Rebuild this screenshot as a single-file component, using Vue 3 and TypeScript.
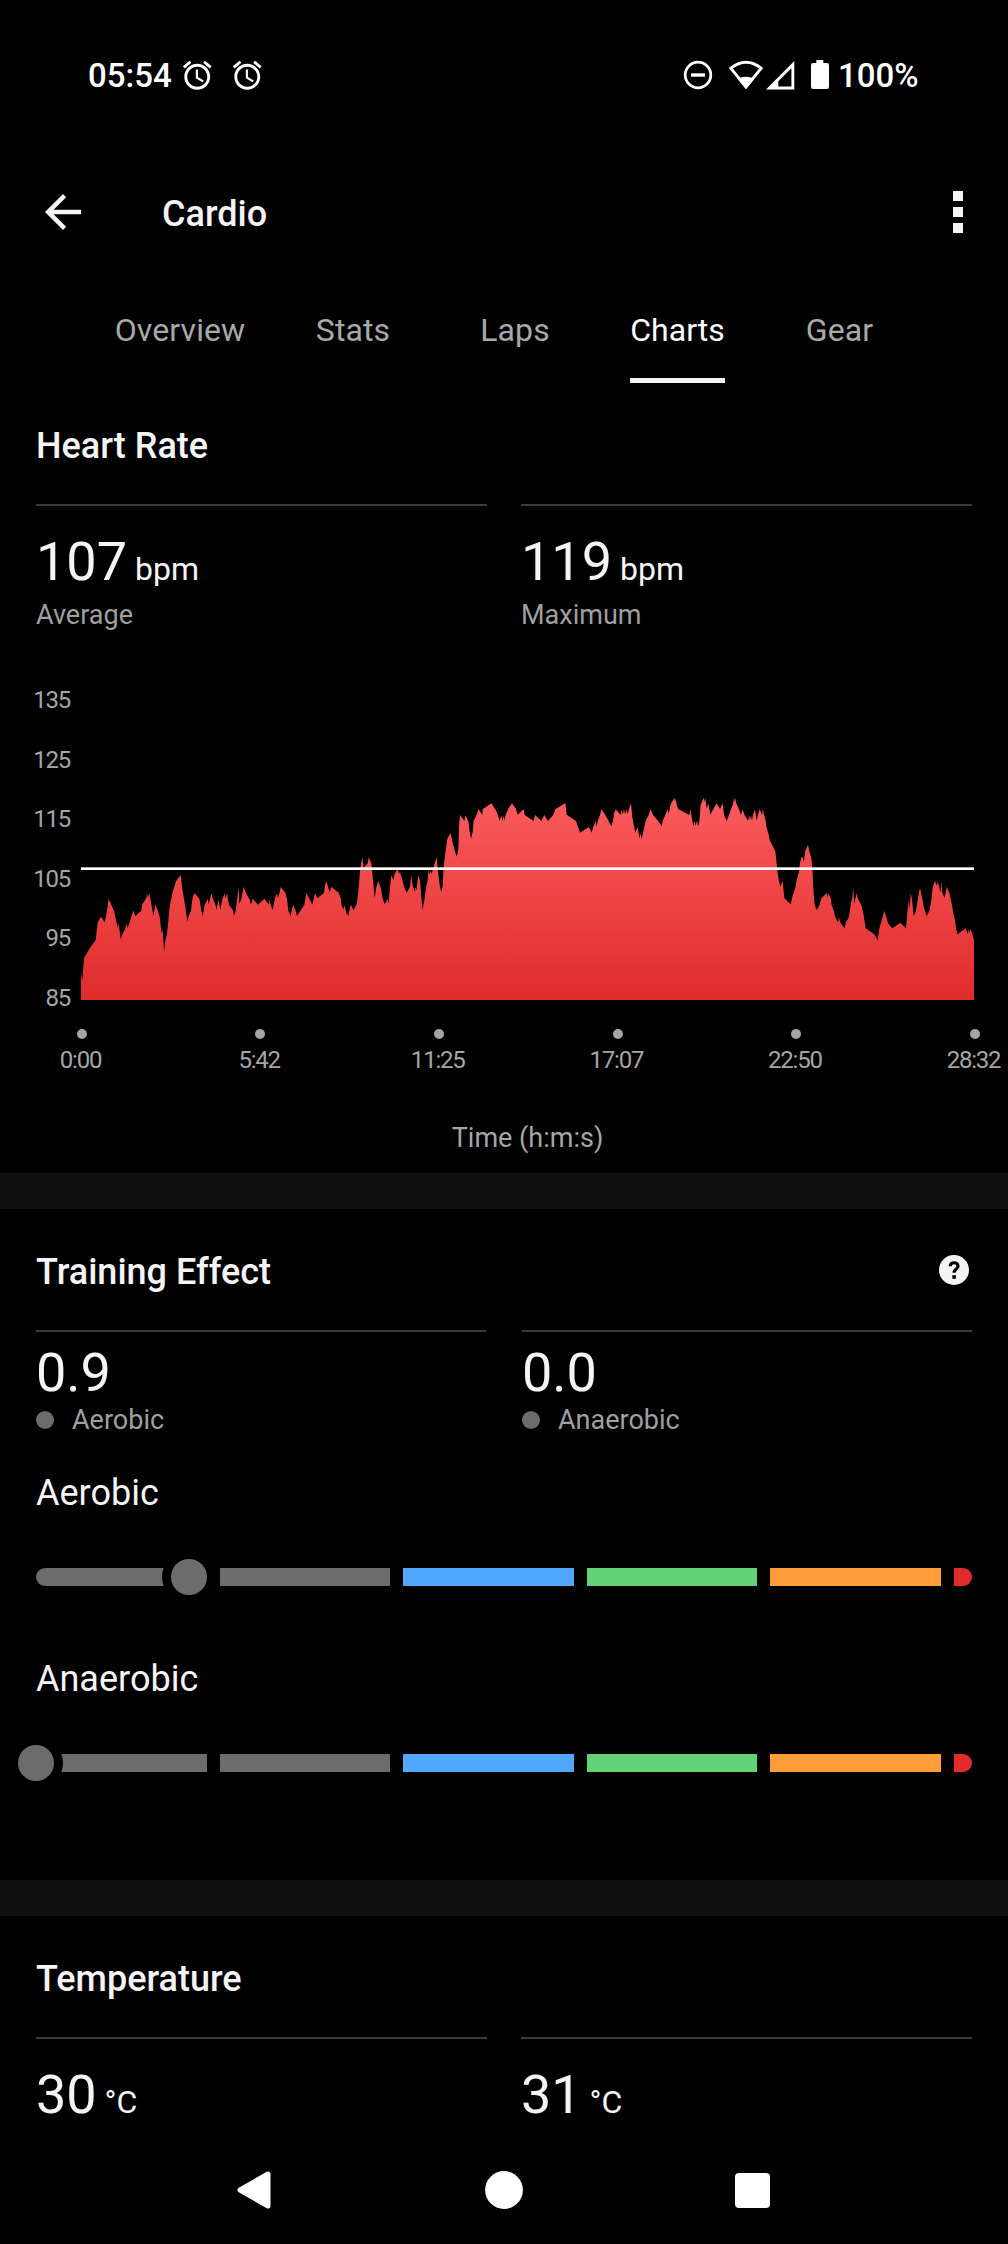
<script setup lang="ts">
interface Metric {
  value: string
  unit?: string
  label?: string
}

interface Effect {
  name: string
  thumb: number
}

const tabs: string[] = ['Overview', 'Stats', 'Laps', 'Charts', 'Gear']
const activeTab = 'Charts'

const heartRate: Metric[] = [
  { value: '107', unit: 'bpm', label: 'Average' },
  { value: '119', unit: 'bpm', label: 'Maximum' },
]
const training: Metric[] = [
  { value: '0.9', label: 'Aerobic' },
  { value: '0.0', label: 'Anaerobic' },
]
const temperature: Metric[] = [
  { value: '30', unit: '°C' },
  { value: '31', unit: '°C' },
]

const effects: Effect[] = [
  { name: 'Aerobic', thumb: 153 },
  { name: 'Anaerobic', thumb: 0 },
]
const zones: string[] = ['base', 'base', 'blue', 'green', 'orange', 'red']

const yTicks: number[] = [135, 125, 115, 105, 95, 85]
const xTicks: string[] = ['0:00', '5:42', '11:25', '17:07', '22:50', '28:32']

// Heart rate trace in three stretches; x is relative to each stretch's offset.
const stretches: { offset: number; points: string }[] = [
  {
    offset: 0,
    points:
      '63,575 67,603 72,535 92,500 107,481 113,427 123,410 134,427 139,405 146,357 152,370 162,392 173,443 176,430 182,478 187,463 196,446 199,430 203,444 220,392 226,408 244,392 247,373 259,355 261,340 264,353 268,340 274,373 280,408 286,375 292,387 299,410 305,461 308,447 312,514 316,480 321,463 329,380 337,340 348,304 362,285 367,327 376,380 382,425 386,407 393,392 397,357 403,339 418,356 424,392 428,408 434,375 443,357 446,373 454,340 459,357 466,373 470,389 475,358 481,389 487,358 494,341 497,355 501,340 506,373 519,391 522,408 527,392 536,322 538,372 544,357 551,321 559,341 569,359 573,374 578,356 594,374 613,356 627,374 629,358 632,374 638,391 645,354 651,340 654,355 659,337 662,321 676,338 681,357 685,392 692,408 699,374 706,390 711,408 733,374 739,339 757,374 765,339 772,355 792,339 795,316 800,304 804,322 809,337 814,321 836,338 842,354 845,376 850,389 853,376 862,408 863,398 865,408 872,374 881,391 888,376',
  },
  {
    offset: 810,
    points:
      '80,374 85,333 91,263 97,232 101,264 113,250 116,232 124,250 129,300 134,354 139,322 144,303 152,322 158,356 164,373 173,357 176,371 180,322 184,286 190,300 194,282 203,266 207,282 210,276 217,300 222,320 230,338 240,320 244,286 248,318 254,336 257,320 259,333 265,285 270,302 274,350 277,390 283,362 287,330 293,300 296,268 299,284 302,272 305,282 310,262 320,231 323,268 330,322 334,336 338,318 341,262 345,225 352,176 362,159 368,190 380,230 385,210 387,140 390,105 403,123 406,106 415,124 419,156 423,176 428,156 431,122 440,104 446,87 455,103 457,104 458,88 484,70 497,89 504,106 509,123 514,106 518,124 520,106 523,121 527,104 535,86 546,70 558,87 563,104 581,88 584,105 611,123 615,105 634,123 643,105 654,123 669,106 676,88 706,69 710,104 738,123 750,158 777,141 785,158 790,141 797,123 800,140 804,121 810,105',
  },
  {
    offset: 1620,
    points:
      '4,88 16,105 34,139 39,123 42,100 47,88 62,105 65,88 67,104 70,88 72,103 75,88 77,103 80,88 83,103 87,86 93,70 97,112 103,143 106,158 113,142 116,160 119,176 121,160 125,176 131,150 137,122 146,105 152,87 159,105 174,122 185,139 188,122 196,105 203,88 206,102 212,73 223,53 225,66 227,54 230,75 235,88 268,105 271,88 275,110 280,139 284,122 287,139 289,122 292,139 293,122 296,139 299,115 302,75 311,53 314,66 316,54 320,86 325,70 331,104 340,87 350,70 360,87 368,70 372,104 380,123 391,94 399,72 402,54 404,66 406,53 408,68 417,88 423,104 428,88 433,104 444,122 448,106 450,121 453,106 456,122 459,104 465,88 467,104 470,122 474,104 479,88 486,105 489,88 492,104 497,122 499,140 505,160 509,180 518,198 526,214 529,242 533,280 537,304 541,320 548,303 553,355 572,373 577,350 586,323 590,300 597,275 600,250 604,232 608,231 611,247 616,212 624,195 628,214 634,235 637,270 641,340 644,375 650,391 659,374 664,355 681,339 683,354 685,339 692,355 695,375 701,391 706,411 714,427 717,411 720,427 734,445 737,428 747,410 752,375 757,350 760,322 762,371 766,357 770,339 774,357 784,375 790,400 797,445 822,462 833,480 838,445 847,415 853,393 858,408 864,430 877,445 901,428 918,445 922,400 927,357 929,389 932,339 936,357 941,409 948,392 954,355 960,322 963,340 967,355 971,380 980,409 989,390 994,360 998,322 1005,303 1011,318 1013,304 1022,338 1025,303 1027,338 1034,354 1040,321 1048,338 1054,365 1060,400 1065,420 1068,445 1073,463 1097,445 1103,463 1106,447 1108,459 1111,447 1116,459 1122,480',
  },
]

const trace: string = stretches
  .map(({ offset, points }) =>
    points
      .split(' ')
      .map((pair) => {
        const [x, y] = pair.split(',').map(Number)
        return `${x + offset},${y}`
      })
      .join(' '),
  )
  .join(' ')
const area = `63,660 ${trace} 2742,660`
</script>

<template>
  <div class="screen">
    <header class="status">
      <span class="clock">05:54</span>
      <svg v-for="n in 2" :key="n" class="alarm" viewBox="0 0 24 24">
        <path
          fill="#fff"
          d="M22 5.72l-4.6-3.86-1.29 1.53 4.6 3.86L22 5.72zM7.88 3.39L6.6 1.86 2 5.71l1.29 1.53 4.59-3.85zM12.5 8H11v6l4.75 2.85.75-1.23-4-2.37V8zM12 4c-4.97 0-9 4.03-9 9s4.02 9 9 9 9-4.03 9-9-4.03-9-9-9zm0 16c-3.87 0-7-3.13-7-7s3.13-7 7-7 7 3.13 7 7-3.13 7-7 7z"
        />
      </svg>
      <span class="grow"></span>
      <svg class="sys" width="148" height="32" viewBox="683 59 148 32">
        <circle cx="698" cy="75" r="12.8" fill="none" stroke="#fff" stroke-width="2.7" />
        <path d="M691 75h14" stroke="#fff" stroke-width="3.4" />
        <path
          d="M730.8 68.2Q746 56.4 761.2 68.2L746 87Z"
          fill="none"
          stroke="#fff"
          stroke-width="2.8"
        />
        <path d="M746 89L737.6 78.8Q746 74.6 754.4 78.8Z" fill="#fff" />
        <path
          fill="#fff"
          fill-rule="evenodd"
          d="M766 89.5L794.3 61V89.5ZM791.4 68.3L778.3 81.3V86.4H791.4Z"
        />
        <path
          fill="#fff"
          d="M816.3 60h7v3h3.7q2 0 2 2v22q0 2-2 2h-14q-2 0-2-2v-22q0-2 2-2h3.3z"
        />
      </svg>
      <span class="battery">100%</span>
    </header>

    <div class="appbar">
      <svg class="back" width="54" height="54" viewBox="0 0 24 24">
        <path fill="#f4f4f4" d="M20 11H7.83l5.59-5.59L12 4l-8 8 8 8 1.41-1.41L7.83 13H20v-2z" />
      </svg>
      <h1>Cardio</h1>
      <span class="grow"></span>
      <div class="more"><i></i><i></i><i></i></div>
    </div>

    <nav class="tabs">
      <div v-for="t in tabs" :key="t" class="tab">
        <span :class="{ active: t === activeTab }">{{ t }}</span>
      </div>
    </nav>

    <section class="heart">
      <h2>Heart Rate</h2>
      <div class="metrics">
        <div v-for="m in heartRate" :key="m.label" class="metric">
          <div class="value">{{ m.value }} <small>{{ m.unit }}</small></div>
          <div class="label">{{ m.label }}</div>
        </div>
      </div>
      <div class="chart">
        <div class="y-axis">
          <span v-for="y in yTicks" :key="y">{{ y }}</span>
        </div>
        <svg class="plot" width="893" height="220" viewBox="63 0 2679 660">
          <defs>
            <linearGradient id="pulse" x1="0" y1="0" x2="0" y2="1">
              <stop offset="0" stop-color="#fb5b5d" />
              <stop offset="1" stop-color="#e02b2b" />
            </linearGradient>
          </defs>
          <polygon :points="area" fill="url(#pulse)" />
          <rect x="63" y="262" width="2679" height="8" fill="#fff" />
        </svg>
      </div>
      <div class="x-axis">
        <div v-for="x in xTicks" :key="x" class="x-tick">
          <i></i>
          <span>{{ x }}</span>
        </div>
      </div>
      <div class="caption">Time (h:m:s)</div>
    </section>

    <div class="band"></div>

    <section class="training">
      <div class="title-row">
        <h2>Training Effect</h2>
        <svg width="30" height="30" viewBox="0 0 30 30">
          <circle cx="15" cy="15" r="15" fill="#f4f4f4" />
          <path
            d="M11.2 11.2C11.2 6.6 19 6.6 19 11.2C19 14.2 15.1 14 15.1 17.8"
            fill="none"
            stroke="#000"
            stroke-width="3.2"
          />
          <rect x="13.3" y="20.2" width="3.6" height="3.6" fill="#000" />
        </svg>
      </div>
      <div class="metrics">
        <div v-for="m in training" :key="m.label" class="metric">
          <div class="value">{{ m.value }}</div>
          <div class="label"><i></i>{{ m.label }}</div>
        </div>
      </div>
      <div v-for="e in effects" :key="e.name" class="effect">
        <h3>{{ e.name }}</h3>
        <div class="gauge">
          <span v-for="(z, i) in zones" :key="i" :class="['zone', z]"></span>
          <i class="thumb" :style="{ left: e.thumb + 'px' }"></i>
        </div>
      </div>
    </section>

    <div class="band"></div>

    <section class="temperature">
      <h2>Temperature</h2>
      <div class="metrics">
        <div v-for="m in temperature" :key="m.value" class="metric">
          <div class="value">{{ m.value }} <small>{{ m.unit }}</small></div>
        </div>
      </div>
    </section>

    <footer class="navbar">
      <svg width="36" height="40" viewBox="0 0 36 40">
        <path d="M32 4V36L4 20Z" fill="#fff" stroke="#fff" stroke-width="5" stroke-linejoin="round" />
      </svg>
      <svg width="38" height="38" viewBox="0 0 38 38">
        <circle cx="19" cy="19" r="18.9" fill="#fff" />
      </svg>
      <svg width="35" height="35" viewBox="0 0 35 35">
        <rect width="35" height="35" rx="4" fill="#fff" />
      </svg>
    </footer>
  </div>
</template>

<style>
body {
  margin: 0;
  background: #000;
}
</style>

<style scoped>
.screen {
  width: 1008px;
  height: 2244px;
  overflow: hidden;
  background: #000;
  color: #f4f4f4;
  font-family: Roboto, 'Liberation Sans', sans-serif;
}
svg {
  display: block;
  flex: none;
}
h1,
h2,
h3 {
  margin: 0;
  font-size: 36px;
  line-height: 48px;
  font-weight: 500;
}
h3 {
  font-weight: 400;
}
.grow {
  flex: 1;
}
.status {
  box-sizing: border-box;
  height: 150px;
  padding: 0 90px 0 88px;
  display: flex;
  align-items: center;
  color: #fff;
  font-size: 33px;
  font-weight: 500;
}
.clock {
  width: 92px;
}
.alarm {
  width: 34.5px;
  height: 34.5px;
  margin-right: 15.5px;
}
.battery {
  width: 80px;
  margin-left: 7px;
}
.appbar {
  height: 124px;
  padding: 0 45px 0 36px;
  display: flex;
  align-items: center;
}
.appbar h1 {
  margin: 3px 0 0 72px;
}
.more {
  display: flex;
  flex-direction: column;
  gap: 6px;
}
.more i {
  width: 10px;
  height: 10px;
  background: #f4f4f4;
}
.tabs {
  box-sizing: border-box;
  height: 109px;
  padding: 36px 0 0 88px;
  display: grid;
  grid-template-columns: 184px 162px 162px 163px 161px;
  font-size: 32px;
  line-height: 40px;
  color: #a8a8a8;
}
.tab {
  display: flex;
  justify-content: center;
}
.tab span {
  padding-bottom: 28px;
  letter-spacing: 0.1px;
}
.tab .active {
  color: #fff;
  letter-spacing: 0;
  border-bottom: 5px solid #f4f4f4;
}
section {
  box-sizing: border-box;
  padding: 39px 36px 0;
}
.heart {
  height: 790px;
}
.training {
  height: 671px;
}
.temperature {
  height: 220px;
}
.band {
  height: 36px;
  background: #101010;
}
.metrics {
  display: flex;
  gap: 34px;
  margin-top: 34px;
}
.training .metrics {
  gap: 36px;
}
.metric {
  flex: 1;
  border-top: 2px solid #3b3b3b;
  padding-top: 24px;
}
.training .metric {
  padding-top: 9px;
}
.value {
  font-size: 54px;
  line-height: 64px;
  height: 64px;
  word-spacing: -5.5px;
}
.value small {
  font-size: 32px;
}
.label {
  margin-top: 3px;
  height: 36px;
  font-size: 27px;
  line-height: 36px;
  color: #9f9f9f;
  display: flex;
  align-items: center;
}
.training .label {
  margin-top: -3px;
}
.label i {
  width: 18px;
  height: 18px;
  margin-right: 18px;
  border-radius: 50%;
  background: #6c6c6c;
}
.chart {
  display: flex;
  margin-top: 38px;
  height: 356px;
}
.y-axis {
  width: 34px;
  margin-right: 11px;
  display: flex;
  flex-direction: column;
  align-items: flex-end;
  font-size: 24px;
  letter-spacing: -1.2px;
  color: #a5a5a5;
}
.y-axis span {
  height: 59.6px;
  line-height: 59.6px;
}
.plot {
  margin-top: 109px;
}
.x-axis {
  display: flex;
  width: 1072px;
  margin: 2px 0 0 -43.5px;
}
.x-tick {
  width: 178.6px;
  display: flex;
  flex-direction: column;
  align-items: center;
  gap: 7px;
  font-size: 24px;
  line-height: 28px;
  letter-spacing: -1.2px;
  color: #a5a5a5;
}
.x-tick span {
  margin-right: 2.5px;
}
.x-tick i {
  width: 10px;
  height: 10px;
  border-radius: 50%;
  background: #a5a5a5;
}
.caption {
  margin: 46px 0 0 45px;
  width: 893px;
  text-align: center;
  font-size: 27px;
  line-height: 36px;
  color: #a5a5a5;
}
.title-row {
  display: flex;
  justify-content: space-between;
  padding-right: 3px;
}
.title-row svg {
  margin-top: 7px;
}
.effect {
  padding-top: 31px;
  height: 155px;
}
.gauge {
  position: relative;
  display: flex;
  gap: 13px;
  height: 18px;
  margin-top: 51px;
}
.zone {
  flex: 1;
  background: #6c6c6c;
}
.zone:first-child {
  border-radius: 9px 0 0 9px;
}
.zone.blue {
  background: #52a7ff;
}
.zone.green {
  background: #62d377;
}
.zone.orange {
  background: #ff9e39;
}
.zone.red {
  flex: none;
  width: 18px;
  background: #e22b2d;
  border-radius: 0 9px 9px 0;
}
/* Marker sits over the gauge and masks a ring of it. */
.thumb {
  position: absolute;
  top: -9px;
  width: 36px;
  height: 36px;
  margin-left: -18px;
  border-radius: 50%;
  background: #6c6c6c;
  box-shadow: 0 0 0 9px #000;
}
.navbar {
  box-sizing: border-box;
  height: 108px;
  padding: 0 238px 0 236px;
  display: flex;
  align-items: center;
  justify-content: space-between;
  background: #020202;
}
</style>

====================

• **Written exercise**:
Make an exact copy of the lines from the top of the material through the line with "const xTicks: string[]", pictures excluded.

• **Exercise response**:
Rebuild this screenshot as a single-file component, using Vue 3 and TypeScript.
<script setup lang="ts">
interface Metric {
  value: string
  unit?: string
  label?: string
}

interface Effect {
  name: string
  thumb: number
}

const tabs: string[] = ['Overview', 'Stats', 'Laps', 'Charts', 'Gear']
const activeTab = 'Charts'

const heartRate: Metric[] = [
  { value: '107', unit: 'bpm', label: 'Average' },
  { value: '119', unit: 'bpm', label: 'Maximum' },
]
const training: Metric[] = [
  { value: '0.9', label: 'Aerobic' },
  { value: '0.0', label: 'Anaerobic' },
]
const temperature: Metric[] = [
  { value: '30', unit: '°C' },
  { value: '31', unit: '°C' },
]

const effects: Effect[] = [
  { name: 'Aerobic', thumb: 153 },
  { name: 'Anaerobic', thumb: 0 },
]
const zones: string[] = ['base', 'base', 'blue', 'green', 'orange', 'red']

const yTicks: number[] = [135, 125, 115, 105, 95, 85]
const xTicks: string[] = ['0:00', '5:42', '11:25', '17:07', '22:50', '28:32']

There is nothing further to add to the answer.